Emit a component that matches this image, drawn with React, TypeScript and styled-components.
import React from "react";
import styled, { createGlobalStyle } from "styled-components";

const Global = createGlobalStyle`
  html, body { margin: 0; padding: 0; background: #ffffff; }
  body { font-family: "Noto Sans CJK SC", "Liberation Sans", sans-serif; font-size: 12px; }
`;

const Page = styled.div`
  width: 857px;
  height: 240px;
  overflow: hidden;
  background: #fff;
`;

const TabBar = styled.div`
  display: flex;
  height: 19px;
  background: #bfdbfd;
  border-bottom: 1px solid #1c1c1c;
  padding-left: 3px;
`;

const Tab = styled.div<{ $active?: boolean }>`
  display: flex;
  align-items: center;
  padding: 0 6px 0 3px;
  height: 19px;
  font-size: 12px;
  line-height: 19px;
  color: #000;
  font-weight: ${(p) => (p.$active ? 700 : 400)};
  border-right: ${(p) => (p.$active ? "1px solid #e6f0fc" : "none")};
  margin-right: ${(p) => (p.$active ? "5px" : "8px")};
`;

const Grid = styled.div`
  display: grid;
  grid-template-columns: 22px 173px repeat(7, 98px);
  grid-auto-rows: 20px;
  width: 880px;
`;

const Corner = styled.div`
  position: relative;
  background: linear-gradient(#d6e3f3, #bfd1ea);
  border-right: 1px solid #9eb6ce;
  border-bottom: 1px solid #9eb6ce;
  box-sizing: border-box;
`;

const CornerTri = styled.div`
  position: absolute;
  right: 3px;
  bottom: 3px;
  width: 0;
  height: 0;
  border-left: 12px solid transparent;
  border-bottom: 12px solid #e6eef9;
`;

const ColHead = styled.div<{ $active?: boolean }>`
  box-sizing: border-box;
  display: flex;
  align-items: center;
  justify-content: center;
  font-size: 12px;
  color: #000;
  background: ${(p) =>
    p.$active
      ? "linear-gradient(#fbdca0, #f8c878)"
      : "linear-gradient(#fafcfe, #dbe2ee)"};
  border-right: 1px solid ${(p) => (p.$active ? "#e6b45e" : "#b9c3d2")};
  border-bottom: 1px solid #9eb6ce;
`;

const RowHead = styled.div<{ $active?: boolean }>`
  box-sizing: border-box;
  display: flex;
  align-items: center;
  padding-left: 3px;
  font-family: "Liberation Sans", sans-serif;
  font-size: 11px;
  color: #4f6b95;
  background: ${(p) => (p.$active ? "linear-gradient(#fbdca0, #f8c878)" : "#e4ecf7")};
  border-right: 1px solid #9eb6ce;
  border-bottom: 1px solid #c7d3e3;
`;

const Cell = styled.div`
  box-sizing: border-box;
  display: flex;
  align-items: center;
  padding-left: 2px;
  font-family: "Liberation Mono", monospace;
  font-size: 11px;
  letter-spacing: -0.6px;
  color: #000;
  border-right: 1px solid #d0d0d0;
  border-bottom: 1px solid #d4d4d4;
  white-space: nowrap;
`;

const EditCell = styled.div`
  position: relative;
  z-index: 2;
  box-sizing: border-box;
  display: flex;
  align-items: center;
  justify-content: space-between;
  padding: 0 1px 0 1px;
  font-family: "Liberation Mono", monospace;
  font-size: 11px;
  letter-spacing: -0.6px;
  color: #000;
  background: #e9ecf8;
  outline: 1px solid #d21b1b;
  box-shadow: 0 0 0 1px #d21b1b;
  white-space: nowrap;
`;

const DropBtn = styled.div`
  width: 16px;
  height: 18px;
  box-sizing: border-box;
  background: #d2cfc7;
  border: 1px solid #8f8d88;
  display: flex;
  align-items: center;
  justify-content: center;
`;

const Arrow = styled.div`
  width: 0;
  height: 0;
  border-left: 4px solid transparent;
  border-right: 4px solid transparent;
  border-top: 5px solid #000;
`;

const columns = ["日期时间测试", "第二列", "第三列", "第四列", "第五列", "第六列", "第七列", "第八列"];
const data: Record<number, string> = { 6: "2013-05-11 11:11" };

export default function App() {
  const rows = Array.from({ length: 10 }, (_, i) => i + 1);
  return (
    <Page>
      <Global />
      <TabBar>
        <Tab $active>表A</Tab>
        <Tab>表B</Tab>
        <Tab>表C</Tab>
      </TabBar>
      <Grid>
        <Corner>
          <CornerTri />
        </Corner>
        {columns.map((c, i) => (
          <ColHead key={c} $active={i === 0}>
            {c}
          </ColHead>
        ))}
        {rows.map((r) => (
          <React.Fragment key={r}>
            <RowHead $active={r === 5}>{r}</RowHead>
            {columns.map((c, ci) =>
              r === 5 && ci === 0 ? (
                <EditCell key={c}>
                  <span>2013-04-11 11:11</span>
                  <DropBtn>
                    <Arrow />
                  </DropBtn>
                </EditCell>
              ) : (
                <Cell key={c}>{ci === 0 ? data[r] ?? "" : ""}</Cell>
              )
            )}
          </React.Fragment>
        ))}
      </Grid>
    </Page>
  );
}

- **Your task**:
Take the material above and return all of it exactly.

- **Exercise solution**:
Emit a component that matches this image, drawn with React, TypeScript and styled-components.
import React from "react";
import styled, { createGlobalStyle } from "styled-components";

const Global = createGlobalStyle`
  html, body { margin: 0; padding: 0; background: #ffffff; }
  body { font-family: "Noto Sans CJK SC", "Liberation Sans", sans-serif; font-size: 12px; }
`;

const Page = styled.div`
  width: 857px;
  height: 240px;
  overflow: hidden;
  background: #fff;
`;

const TabBar = styled.div`
  display: flex;
  height: 19px;
  background: #bfdbfd;
  border-bottom: 1px solid #1c1c1c;
  padding-left: 3px;
`;

const Tab = styled.div<{ $active?: boolean }>`
  display: flex;
  align-items: center;
  padding: 0 6px 0 3px;
  height: 19px;
  font-size: 12px;
  line-height: 19px;
  color: #000;
  font-weight: ${(p) => (p.$active ? 700 : 400)};
  border-right: ${(p) => (p.$active ? "1px solid #e6f0fc" : "none")};
  margin-right: ${(p) => (p.$active ? "5px" : "8px")};
`;

const Grid = styled.div`
  display: grid;
  grid-template-columns: 22px 173px repeat(7, 98px);
  grid-auto-rows: 20px;
  width: 880px;
`;

const Corner = styled.div`
  position: relative;
  background: linear-gradient(#d6e3f3, #bfd1ea);
  border-right: 1px solid #9eb6ce;
  border-bottom: 1px solid #9eb6ce;
  box-sizing: border-box;
`;

const CornerTri = styled.div`
  position: absolute;
  right: 3px;
  bottom: 3px;
  width: 0;
  height: 0;
  border-left: 12px solid transparent;
  border-bottom: 12px solid #e6eef9;
`;

const ColHead = styled.div<{ $active?: boolean }>`
  box-sizing: border-box;
  display: flex;
  align-items: center;
  justify-content: center;
  font-size: 12px;
  color: #000;
  background: ${(p) =>
    p.$active
      ? "linear-gradient(#fbdca0, #f8c878)"
      : "linear-gradient(#fafcfe, #dbe2ee)"};
  border-right: 1px solid ${(p) => (p.$active ? "#e6b45e" : "#b9c3d2")};
  border-bottom: 1px solid #9eb6ce;
`;

const RowHead = styled.div<{ $active?: boolean }>`
  box-sizing: border-box;
  display: flex;
  align-items: center;
  padding-left: 3px;
  font-family: "Liberation Sans", sans-serif;
  font-size: 11px;
  color: #4f6b95;
  background: ${(p) => (p.$active ? "linear-gradient(#fbdca0, #f8c878)" : "#e4ecf7")};
  border-right: 1px solid #9eb6ce;
  border-bottom: 1px solid #c7d3e3;
`;

const Cell = styled.div`
  box-sizing: border-box;
  display: flex;
  align-items: center;
  padding-left: 2px;
  font-family: "Liberation Mono", monospace;
  font-size: 11px;
  letter-spacing: -0.6px;
  color: #000;
  border-right: 1px solid #d0d0d0;
  border-bottom: 1px solid #d4d4d4;
  white-space: nowrap;
`;

const EditCell = styled.div`
  position: relative;
  z-index: 2;
  box-sizing: border-box;
  display: flex;
  align-items: center;
  justify-content: space-between;
  padding: 0 1px 0 1px;
  font-family: "Liberation Mono", monospace;
  font-size: 11px;
  letter-spacing: -0.6px;
  color: #000;
  background: #e9ecf8;
  outline: 1px solid #d21b1b;
  box-shadow: 0 0 0 1px #d21b1b;
  white-space: nowrap;
`;

const DropBtn = styled.div`
  width: 16px;
  height: 18px;
  box-sizing: border-box;
  background: #d2cfc7;
  border: 1px solid #8f8d88;
  display: flex;
  align-items: center;
  justify-content: center;
`;

const Arrow = styled.div`
  width: 0;
  height: 0;
  border-left: 4px solid transparent;
  border-right: 4px solid transparent;
  border-top: 5px solid #000;
`;

const columns = ["日期时间测试", "第二列", "第三列", "第四列", "第五列", "第六列", "第七列", "第八列"];
const data: Record<number, string> = { 6: "2013-05-11 11:11" };

export default function App() {
  const rows = Array.from({ length: 10 }, (_, i) => i + 1);
  return (
    <Page>
      <Global />
      <TabBar>
        <Tab $active>表A</Tab>
        <Tab>表B</Tab>
        <Tab>表C</Tab>
      </TabBar>
      <Grid>
        <Corner>
          <CornerTri />
        </Corner>
        {columns.map((c, i) => (
          <ColHead key={c} $active={i === 0}>
            {c}
          </ColHead>
        ))}
        {rows.map((r) => (
          <React.Fragment key={r}>
            <RowHead $active={r === 5}>{r}</RowHead>
            {columns.map((c, ci) =>
              r === 5 && ci === 0 ? (
                <EditCell key={c}>
                  <span>2013-04-11 11:11</span>
                  <DropBtn>
                    <Arrow />
                  </DropBtn>
                </EditCell>
              ) : (
                <Cell key={c}>{ci === 0 ? data[r] ?? "" : ""}</Cell>
              )
            )}
          </React.Fragment>
        ))}
      </Grid>
    </Page>
  );
}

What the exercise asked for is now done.